China's transition from investment-led to consumption-driven growth faces a stark structural impasse, as fresh economic data reveals a widening divergence between government-directed credit expansion and stubbornly weak private sector spending.
Aggregate financing to the real economy grew 7.8% year-over-year in April, reaching 456.89 trillion yuan in outstanding credit by month's end, according to official data. Yet retail sales rose just 0.2% over the same period—down sharply from March's 1.7% growth and well below the 2.0% economists had forecast. Industrial output similarly disappointed at 4.1%, missing expectations of 5.9%, while fixed-asset investment declined 1.6% in the first four months of the year against projections for a 1.6% increase.
This credit-retail divergence represents what analysts describe as a "severe private sector balance-sheet freeze." In China, as across Asia, long-term strategic thinking guides policy—what appears reactive is often planned. Yet this pattern reveals the limits of state intervention when household and business confidence remains weak. Despite ample liquidity provision through policy banks and directed lending programs, Chinese consumers and firms are choosing to save rather than spend or invest.
The implications extend far beyond Beijing's policy circles. Multinational corporations that have anchored regional strategies on China's expanding middle-class consumption now face a reckoning. The economy that leadership long planned to rebalance toward domestic demand is instead becoming more dependent on government-linked financing mechanisms to sustain growth momentum.

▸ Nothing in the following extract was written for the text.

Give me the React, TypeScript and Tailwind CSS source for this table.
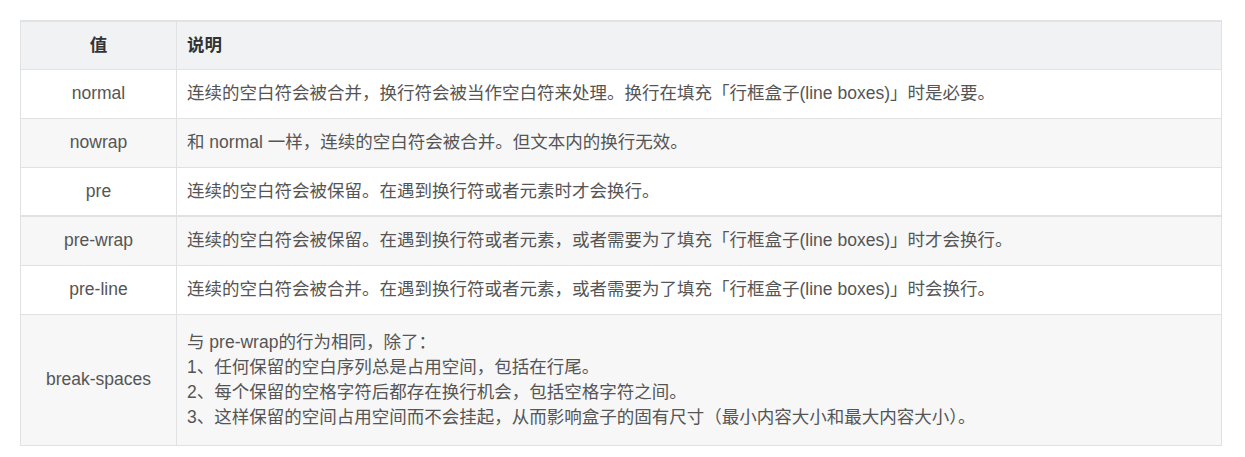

Provincial responses illustrate this challenge. Coastal manufacturing hubs like Guangdong and Jiangsu continue to benefit from export resilience and industrial policy support, while inland provinces reliant on property development and household consumption face more acute pressures. Shanghai's municipal government has rolled out consumption vouchers, while Chongqing emphasizes infrastructure investment—different tactical responses to the same underlying problem.
Chinese officials have acknowledged the headwinds. The Politburo's April readout emphasized "consolidating the foundation for economic recovery," language that signals awareness of fragility rather than confidence in momentum. The 14th Five-Year Plan's consumption targets, which project domestic demand driving 60% of growth by 2025, appear increasingly ambitious against current trends.